Да, наверно, потому так и вел себя с Ленкой, что она была для меня больше, чем просто близкий человек. Она была как бы я сам, как бы естественное продолжение моего «я». И тем удивительнее и нестерпимее для меня было, когда внутри этого моего «я» вдруг возникали разногласия. Точно мозг посылал нервный сигнал, нейронную команду какой-то части моего тела – руке, ноге, – а эта часть вдруг по непонятной мне причине отказывалась повиноваться, игнорировала мое желание. И чувствовал я в эти моменты примерно то же, что чувствует человек, только что разбитый параличом: удивление, досаду, страх и злость на себя, на свое непослушное тело, свою неподвижную конечность. Ну что за чушь! Я хочу ехать в гости, скажем, к Олегину, а она, видите ли, требует, чтобы я остался с ней дома! Да что вообще может требовать эта моя нога, и не для того ли она мне дана, чтобы беспрекословно и в точности выполнять все мои желания, вплоть до самых подсознательных и инстинктивных!
Боже мой! Как ненавидел я ее в эти минуты!
Да, ненависть потом прошла. Я перестал обижать Лену, то есть ссориться с ней. Но ведь мое отношение к ней в сущности своей не изменилось. Еще хуже стало!
Раньше, когда вдруг начинала болеть нога-Ленка, я сначала злился на нее, упорствовал в резких движениях, тем самым причиняя еще большую боль самому себе. Но затем подчинялся необходимости, и если не пытался выяснить истинные причины боли, то по крайней мере стремился облегчить мучения.

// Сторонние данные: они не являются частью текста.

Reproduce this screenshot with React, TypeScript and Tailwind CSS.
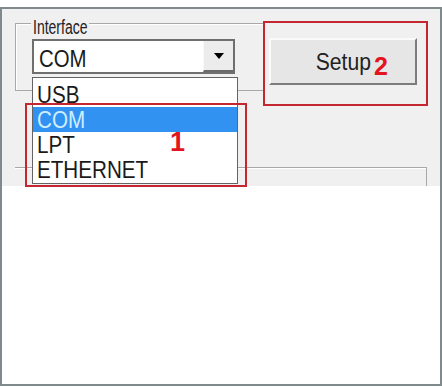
const items = ["USB", "COM", "LPT", "ETHERNET"];

function ComboBox() {
  return (
    <div className="relative flex h-[35px] w-[203px] border-2 border-[#6f6f6f] bg-white">
      <div className="flex-1 pl-[5px] pt-[6px] text-[24px] leading-none text-[#1a1a1a]">
        <span className="inline-block origin-left scale-x-[0.85]">COM</span>
      </div>
      <div className="flex h-full w-[30px] items-center justify-center border-l border-l-[#f8f8f8] border-b-2 border-b-[#6a6a6a] bg-[#ececec]">
        <div className="h-0 w-0 border-x-[5px] border-t-[6px] border-x-transparent border-t-black" />
      </div>

      {/* open dropdown list */}
      <ul className="absolute left-[-2px] top-[36px] z-10 h-[107px] w-[206px] border border-[#646464] bg-white pt-[4px]">
        {items.map((it) => (
          <li
            key={it}
            className={
              it === "COM"
                ? "h-[25px] bg-[#3292f2] pl-[4px] text-[24px] leading-[25px] text-[#cdeeff]"
                : "h-[25px] pl-[4px] text-[24px] leading-[25px] text-[#1a1a1a]"
            }
          >
            <span className="inline-block origin-left scale-x-[0.86]">{it}</span>
          </li>
        ))}
      </ul>
    </div>
  );
}

export default function App() {
  return (
    <div className="relative h-[387px] w-[442px] bg-white pt-[7px] font-['Liberation_Sans',Arial,sans-serif]">
      <div className="flex h-[379px] flex-col overflow-hidden border-2 border-[#7f8a8c]">
        {/* dialog area */}
        <div className="h-[177px] shrink-0 overflow-hidden bg-[#f0f0f0] px-[13px] pt-[14px]">
          <div className="flex items-start">
            {/* Interface group */}
            <div className="relative h-[68px] w-[249px] border border-[#a8a8a8] pl-[16px] pt-[15px] shadow-[inset_1px_1px_0_#ffffff]">
              <div className="absolute left-[15px] top-[-7px] h-[20px] w-[58px] bg-[#f0f0f0] pl-[2px] text-[20px] leading-none text-[#222]">
                <span className="inline-block origin-left scale-x-[0.7]">Interface</span>
              </div>
              <ComboBox />
            </div>

            <button className="ml-[5px] mt-[15px] flex h-[47px] w-[148px] items-center justify-center border-2 border-t-[#fafafa] border-l-[#fafafa] border-r-[#7c7c7c] border-b-[#7c7c7c] bg-[#e6e6e6] text-[24px] leading-none text-[#222]">
              <span className="inline-block scale-x-[0.88]">Setup</span>
            </button>
          </div>

          {/* next group (cut off) */}
          <div className="mt-[76px] h-[60px] w-[412px] border-t border-r border-[#a8a8a8] shadow-[inset_0_1px_0_#ffffff]" />
        </div>

        <div className="flex-1 bg-white" />
      </div>

      {/* annotations */}
      <div className="absolute left-[25px] top-[103px] z-20 h-[84px] w-[222px] border-2 border-[#c4272f]" />
      <div className="absolute left-[263px] top-[21px] z-20 h-[85px] w-[165px] border-2 border-[#c4272f]" />
      <span className="absolute left-[170px] top-[129px] z-20 text-[27px] font-bold leading-none text-[#e3141e]">
        1
      </span>
      <span className="absolute left-[374px] top-[54px] z-20 text-[25px] font-bold leading-none text-[#e3141e]">
        2
      </span>
    </div>
  );
}
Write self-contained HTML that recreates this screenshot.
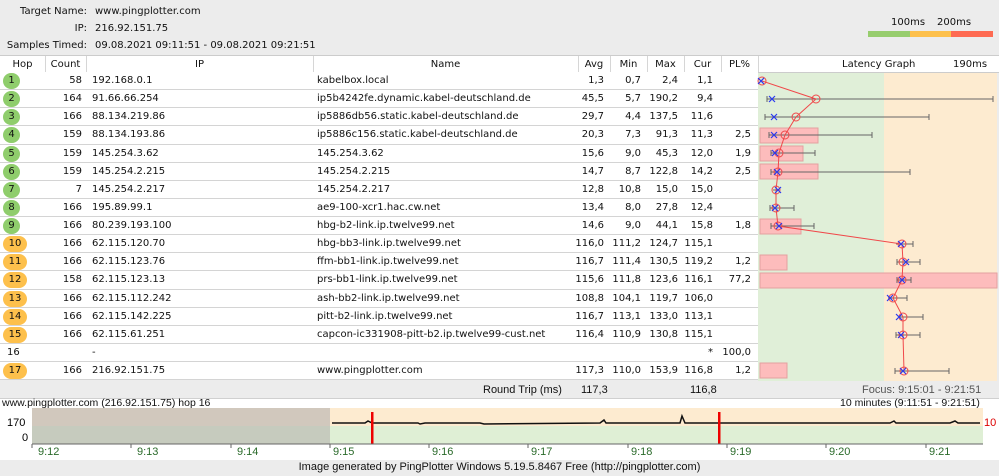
<!DOCTYPE html><html><head><meta charset="utf-8"><style>
*{margin:0;padding:0;box-sizing:border-box}
body{width:999px;height:476px;overflow:hidden;background:#ececec;font-family:"DejaVu Sans",Verdana,sans-serif;font-size:10px;color:#111;position:relative}
.a{position:absolute;white-space:nowrap}
.hd{position:absolute;top:55px;left:0;width:999px;height:18px;background:#fff;border-top:1px solid #ccc;border-bottom:1px solid #ccc}
.hd span{position:absolute;top:3px;text-align:center}
.sep{position:absolute;top:56px;height:16px;width:1px;background:#d6d6d6}
.r{position:absolute;left:0;width:758px;height:18.125px;background:#fff;border-bottom:1px solid #d4d4d4}
.r span{position:absolute;top:3px}
.cnt{right:676px}.ip{left:92px}.nm{left:317px}.av{right:154px}.mn{right:117px}.mx{right:80px}.cu{right:45px}.pl{right:7px}
.r span.h{position:absolute;left:3px;top:1px;height:16px;border-radius:8px;text-align:center;line-height:16px}
.g{width:17px;background:#8fcd6c}.o{width:24px;background:#fdc04c}
.bt{font-family:"Liberation Sans",Arial,sans-serif;font-size:11px}
.lb{position:absolute;right:912px;white-space:nowrap}
</style></head><body>
<div class="lb" style="top:6px">Target Name:</div><div class="a" style="left:95px;top:6px">www.pingplotter.com</div>
<div class="lb" style="top:23px">IP:</div><div class="a" style="left:95px;top:23px">216.92.151.75</div>
<div class="lb" style="top:40px">Samples Timed:</div><div class="a" style="left:95px;top:40px">09.08.2021 09:11:51 - 09.08.2021 09:21:51</div>
<div class="a" style="left:891px;top:17px">100ms</div><div class="a" style="left:937px;top:17px">200ms</div>
<div class="a" style="left:868px;top:31px;width:42px;height:6px;background:#97cd6e"></div>
<div class="a" style="left:910px;top:31px;width:41px;height:6px;background:#fdc04c"></div>
<div class="a" style="left:951px;top:31px;width:42px;height:6px;background:#fe6a52"></div>
<div class="hd"><span style="left:0;width:45px">Hop</span><span style="left:45px;width:41px">Count</span><span style="left:86px;width:227px">IP</span><span style="left:313px;width:265px">Name</span><span style="left:578px;width:32px">Avg</span><span style="left:610px;width:37px">Min</span><span style="left:647px;width:37px">Max</span><span style="left:684px;width:37px">Cur</span><span style="left:721px;width:37px">PL%</span><span style="left:842px">Latency Graph</span><span style="left:953px">190ms</span></div>
<div class="sep" style="left:45px"></div><div class="sep" style="left:86px"></div><div class="sep" style="left:313px"></div><div class="sep" style="left:578px"></div><div class="sep" style="left:610px"></div><div class="sep" style="left:647px"></div><div class="sep" style="left:684px"></div><div class="sep" style="left:721px"></div><div class="sep" style="left:758px"></div>
<div class="a" style="left:758px;top:73px;width:126px;height:308px;background:#e0efd8"></div>
<div class="a" style="left:884px;top:73px;width:113px;height:308px;background:#fdebd0"></div>

<div class="r" style="top:72px"><span class="h g">1</span><span class="cnt">58</span><span class="ip">192.168.0.1</span><span class="nm">kabelbox.local</span><span class="av">1,3</span><span class="mn">0,7</span><span class="mx">2,4</span><span class="cu">1,1</span></div>
<div class="r" style="top:90.1px"><span class="h g">2</span><span class="cnt">164</span><span class="ip">91.66.66.254</span><span class="nm">ip5b4242fe.dynamic.kabel-deutschland.de</span><span class="av">45,5</span><span class="mn">5,7</span><span class="mx">190,2</span><span class="cu">9,4</span></div>
<div class="r" style="top:108.25px"><span class="h g">3</span><span class="cnt">166</span><span class="ip">88.134.219.86</span><span class="nm">ip5886db56.static.kabel-deutschland.de</span><span class="av">29,7</span><span class="mn">4,4</span><span class="mx">137,5</span><span class="cu">11,6</span></div>
<div class="r" style="top:126.4px"><span class="h g">4</span><span class="cnt">159</span><span class="ip">88.134.193.86</span><span class="nm">ip5886c156.static.kabel-deutschland.de</span><span class="av">20,3</span><span class="mn">7,3</span><span class="mx">91,3</span><span class="cu">11,3</span><span class="pl">2,5</span></div>
<div class="r" style="top:144.5px"><span class="h g">5</span><span class="cnt">159</span><span class="ip">145.254.3.62</span><span class="nm">145.254.3.62</span><span class="av">15,6</span><span class="mn">9,0</span><span class="mx">45,3</span><span class="cu">12,0</span><span class="pl">1,9</span></div>
<div class="r" style="top:162.6px"><span class="h g">6</span><span class="cnt">159</span><span class="ip">145.254.2.215</span><span class="nm">145.254.2.215</span><span class="av">14,7</span><span class="mn">8,7</span><span class="mx">122,8</span><span class="cu">14,2</span><span class="pl">2,5</span></div>
<div class="r" style="top:180.75px"><span class="h g">7</span><span class="cnt">7</span><span class="ip">145.254.2.217</span><span class="nm">145.254.2.217</span><span class="av">12,8</span><span class="mn">10,8</span><span class="mx">15,0</span><span class="cu">15,0</span></div>
<div class="r" style="top:198.9px"><span class="h g">8</span><span class="cnt">166</span><span class="ip">195.89.99.1</span><span class="nm">ae9-100-xcr1.hac.cw.net</span><span class="av">13,4</span><span class="mn">8,0</span><span class="mx">27,8</span><span class="cu">12,4</span></div>
<div class="r" style="top:217px"><span class="h g">9</span><span class="cnt">166</span><span class="ip">80.239.193.100</span><span class="nm">hbg-b2-link.ip.twelve99.net</span><span class="av">14,6</span><span class="mn">9,0</span><span class="mx">44,1</span><span class="cu">15,8</span><span class="pl">1,8</span></div>
<div class="r" style="top:235.1px"><span class="h o">10</span><span class="cnt">166</span><span class="ip">62.115.120.70</span><span class="nm">hbg-bb3-link.ip.twelve99.net</span><span class="av">116,0</span><span class="mn">111,2</span><span class="mx">124,7</span><span class="cu">115,1</span></div>
<div class="r" style="top:253.25px"><span class="h o">11</span><span class="cnt">166</span><span class="ip">62.115.123.76</span><span class="nm">ffm-bb1-link.ip.twelve99.net</span><span class="av">116,7</span><span class="mn">111,4</span><span class="mx">130,5</span><span class="cu">119,2</span><span class="pl">1,2</span></div>
<div class="r" style="top:271.4px"><span class="h o">12</span><span class="cnt">158</span><span class="ip">62.115.123.13</span><span class="nm">prs-bb1-link.ip.twelve99.net</span><span class="av">115,6</span><span class="mn">111,8</span><span class="mx">123,6</span><span class="cu">116,1</span><span class="pl">77,2</span></div>
<div class="r" style="top:289.5px"><span class="h o">13</span><span class="cnt">166</span><span class="ip">62.115.112.242</span><span class="nm">ash-bb2-link.ip.twelve99.net</span><span class="av">108,8</span><span class="mn">104,1</span><span class="mx">119,7</span><span class="cu">106,0</span></div>
<div class="r" style="top:307.6px"><span class="h o">14</span><span class="cnt">166</span><span class="ip">62.115.142.225</span><span class="nm">pitt-b2-link.ip.twelve99.net</span><span class="av">116,7</span><span class="mn">113,1</span><span class="mx">133,0</span><span class="cu">113,1</span></div>
<div class="r" style="top:325.75px"><span class="h o">15</span><span class="cnt">166</span><span class="ip">62.115.61.251</span><span class="nm">capcon-ic331908-pitt-b2.ip.twelve99-cust.net</span><span class="av">116,4</span><span class="mn">110,9</span><span class="mx">130,8</span><span class="cu">115,1</span></div>
<div class="r" style="top:343.9px"><span style="left:7px">16</span><span class="ip">-</span><span class="cu">*</span><span class="pl">100,0</span></div>
<div class="r" style="top:362px"><span class="h o">17</span><span class="cnt">166</span><span class="ip">216.92.151.75</span><span class="nm">www.pingplotter.com</span><span class="av">117,3</span><span class="mn">110,0</span><span class="mx">153,9</span><span class="cu">116,8</span><span class="pl">1,2</span></div>

<svg class="a" style="left:0;top:0" width="999" height="476">
<g stroke="#e3a0a0" fill="#fdbcbc">
<rect x="760" y="128" width="58" height="15"/><rect x="760" y="146" width="43" height="15"/><rect x="760" y="164" width="58" height="15"/><rect x="760" y="219" width="41" height="15"/><rect x="760" y="255" width="27" height="15"/><rect x="760" y="273" width="237" height="15"/><rect x="760" y="363" width="27" height="15"/>
</g>
<g stroke="#666" stroke-width="1" fill="none">
<path d="M767 99H993M767 96v6M993 96v6M765 117H929M765 114v6M929 114v6M769 135H872M769 132v6M872 132v6M771 153H815M771 150v6M815 150v6M771 172H910M771 169v6M910 169v6M773 190H778M770 208H794M770 205v6M794 205v6M771 226H814M771 223v6M814 223v6M896 244H913M913 241v6M897 262H920M897 259v6M920 259v6M897 280H911M897 277v6M911 277v6M888 298H907M907 295v6M899 317H923M923 314v6M896 335H920M896 332v6M920 332v6M895 371H949M895 368v6M949 368v6"/>
</g>
<polyline fill="none" stroke="#f0484a" stroke-width="1" points="762,81 816,99 796,117 785,135 779,153 778,172 776,190 776,208 778,226 902,244 903,262 902,280 893,298 903,317 903,335 904,371"/>
<g fill="none" stroke="#f0484a"><circle cx="762" cy="81" r="4"/><circle cx="816" cy="99" r="4"/><circle cx="796" cy="117" r="4"/><circle cx="785" cy="135" r="4"/><circle cx="779" cy="153" r="4"/><circle cx="778" cy="172" r="4"/><circle cx="776" cy="190" r="4"/><circle cx="776" cy="208" r="4"/><circle cx="778" cy="226" r="4"/><circle cx="902" cy="244" r="4"/><circle cx="903" cy="262" r="4"/><circle cx="902" cy="280" r="4"/><circle cx="893" cy="298" r="4"/><circle cx="903" cy="317" r="4"/><circle cx="903" cy="335" r="4"/><circle cx="904" cy="371" r="4"/></g>
<g stroke="#2a3af0" stroke-width="1.2"><path d="M758 78l6 6M764 78l-6 6M769 96l6 6M775 96l-6 6M771 114l6 6M777 114l-6 6M771 132l6 6M777 132l-6 6M772 150l6 6M778 150l-6 6M774 169l6 6M780 169l-6 6M775 187l6 6M781 187l-6 6M772 205l6 6M778 205l-6 6M776 223l6 6M782 223l-6 6M898 241l6 6M904 241l-6 6M903 259l6 6M909 259l-6 6M899 277l6 6M905 277l-6 6M887 295l6 6M893 295l-6 6M896 314l6 6M902 314l-6 6M898 332l6 6M904 332l-6 6M900 368l6 6M906 368l-6 6"/></g>
</svg>

<div class="a" style="left:0;top:381px;width:999px;height:18px;background:#ececec;border-bottom:1px solid #d0d0d0"></div>
<div class="a bt" style="left:483px;top:384px">Round Trip (ms)</div><div class="a bt" style="left:581px;top:384px">117,3</div><div class="a bt" style="left:690px;top:384px">116,8</div>
<div class="a bt" style="left:862px;top:384px;color:#555">Focus: 9:15:01 - 9:21:51</div>
<div class="a" style="left:0;top:399px;width:999px;height:61px;background:#fff"></div>
<div class="a bt" style="left:2px;top:397px;font-size:10.5px">www.pingplotter.com (216.92.151.75) hop 16</div>
<div class="a bt" style="left:840px;top:397px;font-size:10.5px">10 minutes (9:11:51 - 9:21:51)</div>
<svg class="a" style="left:0;top:408px" width="999" height="52">
<rect x="32" y="0" width="298" height="18" fill="#d1c8bd"/><rect x="32" y="18" width="298" height="18" fill="#c6cbbe"/>
<rect x="330" y="0" width="653" height="18" fill="#fdebd0"/><rect x="330" y="18" width="653" height="18" fill="#dfefd5"/>
<polyline fill="none" stroke="#111" stroke-width="1.5" points="332,15 365,15 368,13 372,15 418,15 420,16 425,15 480,15 484,16 600,15 604,12 606,15 680,15 682,8 685,15 890,15 894,13 896,15 950,15 955,13 958,15 980,15"/>
<rect x="371" y="4" width="2.5" height="32" fill="#e00"/><rect x="718" y="4" width="2.5" height="32" fill="#e00"/>
<path d="M32 36V40M131 36v4M231 36v4M330 36v4M429 36v4M528 36v4M628 36v4M727 36v4M826 36v4M926 36v4M32 36H983" stroke="#666"/>
<g fill="#2a6a2a" font-family="Liberation Sans,Arial,sans-serif" font-size="11"><text x="38" y="47">9:12</text><text x="137" y="47">9:13</text><text x="237" y="47">9:14</text><text x="333" y="47">9:15</text><text x="432" y="47">9:16</text><text x="531" y="47">9:17</text><text x="631" y="47">9:18</text><text x="730" y="47">9:19</text><text x="829" y="47">9:20</text><text x="929" y="47">9:21</text></g>
<g font-family="Liberation Sans,Arial,sans-serif" font-size="11"><text x="7" y="18">170</text><text x="22" y="33">0</text><text x="984" y="18" fill="#d00">10</text></g>
</svg>
<div class="a bt" style="left:0;top:461px;width:999px;text-align:center">Image generated by PingPlotter Windows 5.19.5.8467 Free (http://pingplotter.com)</div>
</body></html>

А потом? Потом научился не обращать на Лену внимания, долго тренировался невозмутимо переносить боль и под конец так себя выдрессировал, что и боли никакой уже не чувствовал, точно отсек все нервные волокна, нас соединявшие. Неделями заставлял ее ходить босиком по битому стеклу и ничего при этом не чувствовал. С каждой минутой она покрывалась все новыми кровоточащими порезами, а нервные окончания слали отчаянные сигналы бедствия и просьбы о помощи. Но мозг оставался бесчувственным и лишь отдавал новые приказы, новые жестокие команды…
Не было в моей жизни человека нужнее мне, чем Ленка. И любил я ее так, как никого никогда не любил и уже не полюблю, наверно. Но что я знал о ней, кроме того, что она моя жена, что она мне нужна и что она должна любить меня и отдавать мне всю себя?
Я же ничего, решительно ничего не знал и не знаю о ней. Я не знаю, например, любила ли она свою работу. В чем, собственно, она заключалась, ее работа? Не знаю. Что-то она там, кажется, редактировала в своем журнале. Она никогда не говорила со мной о своей работе. Наверное, потому и не говорила, что чувствовала, что это мне неинтересно, и боялась «мешать», «портить», выходить за отведенные рамки.
А ребенка? Действительно ли она хотела ребенка? Ольга Петрова утверждала, что очень хотела. Да и я – по крайней мере, до того, как она сделала аборт, – был уверен, что она хочет детей. Хотя бы потому, что я их хотел. Вот именно! Я хотел, а значит, и она должна была хотеть!